O gênero está distribuído pelos trópicos e subtrópicos do planeta com cerca de 170 espécies. Destas, cerca de dez ocorrem no Brasil.

A maioria das espécies da família Orchidaceae, especialmente nos trópicos, são epífitas — plantas que vivem sobre outras usando-as como suporte.

“Em relação à Malaxis, o gênero possui tanto espécies epífitas, quanto terrestres. Aparentemente esta é a primeira espécie epífita do gênero descrita para o Brasil”, destaca.

As características mais visíveis da Malaxis engelsii envolvem a inflorescência densa, com flores bem coloridas, que variam entre laranja, branco e verde, dependendo da peça floral.

Registrada em artigo publicado recentemente na revista científica Lankesteriana, a descoberta é assinada por Smidt e pelo doutorando da Unesp, Thiago Faria do Santos, que fez uma revisão do gênero Malaxis no Brasil.

A parceria foi possível pelo credenciamento do docente Smidt, que atualmente orienta em três programas de pós-graduação, sendo dois na UFPR (PPG Botânica e PPG Ecologia e Conservação) e um na Unesp (PPG Biologia Vegetal). Smidt coordena na UFPR o Laboratório de Sistemática e Ecologia Molecular de Plantas (LSEMP), do qual todos fazem parte.

O pesquisador Santos afirma que as Malaxis são plantas pouco conhecidas pela ciência, com registros raros na natureza. Também possuem características exóticas se comparadas a outras orquídeas, principalmente pela sua morfologia.

“Elas possuem inflorescências que lembram um guarda-chuva e têm flores bem pequenas, além de ocorrerem no chão da floresta, o que as torna ainda mais peculiares”, detalha.

O pesquisador ainda descreve o habitat da nova espécie como “um ambiente místico, quase proibido para a exploração humana. É onde as nuvens abraçam a floresta, um tipo de ambiente caracterizado pelo alto grau de endemismo [espécies restritas ao habitat], com plantas especializadas para viverem ali”.

A descoberta amplia a compreensão sobre a biodiversidade e é considerada de alta relevância pelos pesquisadores por contribuir diretamente com o progresso científico.

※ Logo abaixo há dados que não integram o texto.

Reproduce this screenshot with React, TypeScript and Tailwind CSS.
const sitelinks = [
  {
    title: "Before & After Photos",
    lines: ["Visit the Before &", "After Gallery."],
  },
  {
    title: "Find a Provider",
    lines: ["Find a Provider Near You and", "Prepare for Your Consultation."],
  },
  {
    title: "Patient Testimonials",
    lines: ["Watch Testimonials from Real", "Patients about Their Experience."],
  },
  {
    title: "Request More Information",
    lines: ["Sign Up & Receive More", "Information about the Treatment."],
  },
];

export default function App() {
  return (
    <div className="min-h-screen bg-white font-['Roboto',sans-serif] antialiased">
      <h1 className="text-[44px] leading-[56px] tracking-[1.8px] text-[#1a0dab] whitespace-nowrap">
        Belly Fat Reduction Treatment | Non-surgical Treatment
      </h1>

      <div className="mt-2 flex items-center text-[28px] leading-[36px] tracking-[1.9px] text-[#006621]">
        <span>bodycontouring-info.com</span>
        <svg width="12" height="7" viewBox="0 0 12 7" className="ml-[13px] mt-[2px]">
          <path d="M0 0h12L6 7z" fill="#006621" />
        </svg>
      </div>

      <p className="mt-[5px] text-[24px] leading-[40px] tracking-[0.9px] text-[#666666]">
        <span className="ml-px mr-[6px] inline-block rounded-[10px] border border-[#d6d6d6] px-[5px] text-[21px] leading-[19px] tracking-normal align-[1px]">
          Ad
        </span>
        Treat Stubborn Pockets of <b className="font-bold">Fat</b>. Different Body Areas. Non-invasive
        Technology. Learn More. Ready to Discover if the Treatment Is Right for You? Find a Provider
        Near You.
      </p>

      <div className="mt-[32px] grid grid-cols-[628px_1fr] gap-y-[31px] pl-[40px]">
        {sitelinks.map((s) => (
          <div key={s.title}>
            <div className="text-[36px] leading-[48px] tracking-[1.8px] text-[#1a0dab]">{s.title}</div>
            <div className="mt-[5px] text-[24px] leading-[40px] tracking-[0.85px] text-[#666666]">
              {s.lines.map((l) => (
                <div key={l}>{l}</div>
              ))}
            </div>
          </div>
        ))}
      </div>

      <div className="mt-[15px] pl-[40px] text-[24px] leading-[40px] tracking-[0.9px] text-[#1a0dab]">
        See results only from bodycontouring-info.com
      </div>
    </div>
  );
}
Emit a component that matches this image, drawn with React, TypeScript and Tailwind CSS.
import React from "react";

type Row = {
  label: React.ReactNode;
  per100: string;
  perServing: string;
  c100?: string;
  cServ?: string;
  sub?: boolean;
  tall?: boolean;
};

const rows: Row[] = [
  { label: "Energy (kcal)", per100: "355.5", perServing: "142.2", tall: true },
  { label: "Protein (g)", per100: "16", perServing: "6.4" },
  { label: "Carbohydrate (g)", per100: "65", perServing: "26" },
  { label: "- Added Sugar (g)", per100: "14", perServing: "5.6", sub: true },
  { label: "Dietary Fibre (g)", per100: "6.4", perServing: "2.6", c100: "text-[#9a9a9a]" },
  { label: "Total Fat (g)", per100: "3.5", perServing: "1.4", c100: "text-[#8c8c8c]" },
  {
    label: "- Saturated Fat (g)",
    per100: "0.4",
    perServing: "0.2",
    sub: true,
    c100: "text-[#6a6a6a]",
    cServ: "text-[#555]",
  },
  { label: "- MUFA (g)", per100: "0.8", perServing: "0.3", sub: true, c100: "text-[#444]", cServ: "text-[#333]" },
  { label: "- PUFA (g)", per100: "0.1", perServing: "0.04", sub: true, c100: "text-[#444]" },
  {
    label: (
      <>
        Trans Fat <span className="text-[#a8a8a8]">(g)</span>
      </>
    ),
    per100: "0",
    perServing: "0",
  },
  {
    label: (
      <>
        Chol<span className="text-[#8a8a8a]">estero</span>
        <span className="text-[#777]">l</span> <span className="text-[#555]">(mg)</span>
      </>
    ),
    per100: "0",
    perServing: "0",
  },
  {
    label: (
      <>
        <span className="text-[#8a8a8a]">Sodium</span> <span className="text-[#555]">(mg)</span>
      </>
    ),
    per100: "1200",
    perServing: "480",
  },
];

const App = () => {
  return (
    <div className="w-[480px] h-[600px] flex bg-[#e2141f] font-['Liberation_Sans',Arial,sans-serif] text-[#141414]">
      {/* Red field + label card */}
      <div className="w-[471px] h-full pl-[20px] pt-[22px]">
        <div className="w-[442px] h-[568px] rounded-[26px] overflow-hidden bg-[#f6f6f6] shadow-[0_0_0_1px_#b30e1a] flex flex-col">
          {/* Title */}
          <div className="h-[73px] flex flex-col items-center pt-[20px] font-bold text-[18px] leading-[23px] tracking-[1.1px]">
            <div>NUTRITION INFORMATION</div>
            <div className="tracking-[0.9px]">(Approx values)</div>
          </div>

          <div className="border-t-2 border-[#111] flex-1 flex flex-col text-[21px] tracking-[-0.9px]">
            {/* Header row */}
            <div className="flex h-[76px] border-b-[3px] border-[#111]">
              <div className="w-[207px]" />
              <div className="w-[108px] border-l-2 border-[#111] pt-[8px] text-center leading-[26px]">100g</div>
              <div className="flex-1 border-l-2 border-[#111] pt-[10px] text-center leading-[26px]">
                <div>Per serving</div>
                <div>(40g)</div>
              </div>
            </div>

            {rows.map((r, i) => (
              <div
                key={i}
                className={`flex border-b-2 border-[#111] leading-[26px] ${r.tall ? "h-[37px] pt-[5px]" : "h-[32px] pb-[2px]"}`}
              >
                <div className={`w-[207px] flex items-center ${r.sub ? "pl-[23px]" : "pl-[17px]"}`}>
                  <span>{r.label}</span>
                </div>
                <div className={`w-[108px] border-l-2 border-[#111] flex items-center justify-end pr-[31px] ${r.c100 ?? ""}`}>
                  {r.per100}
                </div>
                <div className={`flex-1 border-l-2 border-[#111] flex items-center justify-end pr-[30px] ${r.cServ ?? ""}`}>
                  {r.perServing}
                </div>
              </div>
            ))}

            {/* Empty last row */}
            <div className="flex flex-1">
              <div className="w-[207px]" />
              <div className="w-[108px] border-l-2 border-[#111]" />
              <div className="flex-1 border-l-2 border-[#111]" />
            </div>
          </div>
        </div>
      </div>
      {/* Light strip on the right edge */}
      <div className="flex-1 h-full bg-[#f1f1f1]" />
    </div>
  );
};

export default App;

“Conhecer as características únicas de uma planta pode levar, por exemplo, ao desenvolvimento de novos medicamentos, materiais ou tecnologias. Assim, a descrição da natureza não é tarefa secundária; ela é o desenvolvimento tecnológico e científico”, diz Santos.

Espécie é exemplo da biodiversidade que falta ser conhecida para guiar preservação
Apesar de recém-descoberta, na avaliação dos cientistas a espécie Malaxis engelsii está apta a ser enquadrada pelo sistema da IUCN (União Internacional para Conservação da Natureza) como “em perigo”, baseado no número de registros da espécie, da qualidade e da abrangência de seu habitat.

A condição serve como guia para identificação de áreas que mais necessitam de ações de preservação voltadas para proteção da biodiversidade.

Smidt explica que, de modo geral, isso significa a necessidade de medidas de conservação para esta espécie, seja protegendo o habitat, seja produzindo conhecimento sobre suas características e ecologia, como polinizadores e fungos associados ao seu crescimento, por exemplo.

O fato de a descoberta ser registrada na Mata Atlântica também funciona como um alerta para os pesquisadores.

“O Brasil é o país mais biodiverso do planeta e uma em cada cinco plantas no mundo só ocorrem aqui. Dentro do país, o bioma mais rico e ameaçado é a Mata Atlântica. Descobrir espécies novas nesse bioma, cuja área atual é cerca de 10% de sua área original, mostra o quanto ainda precisamos estudá-lo para protegê-lo”.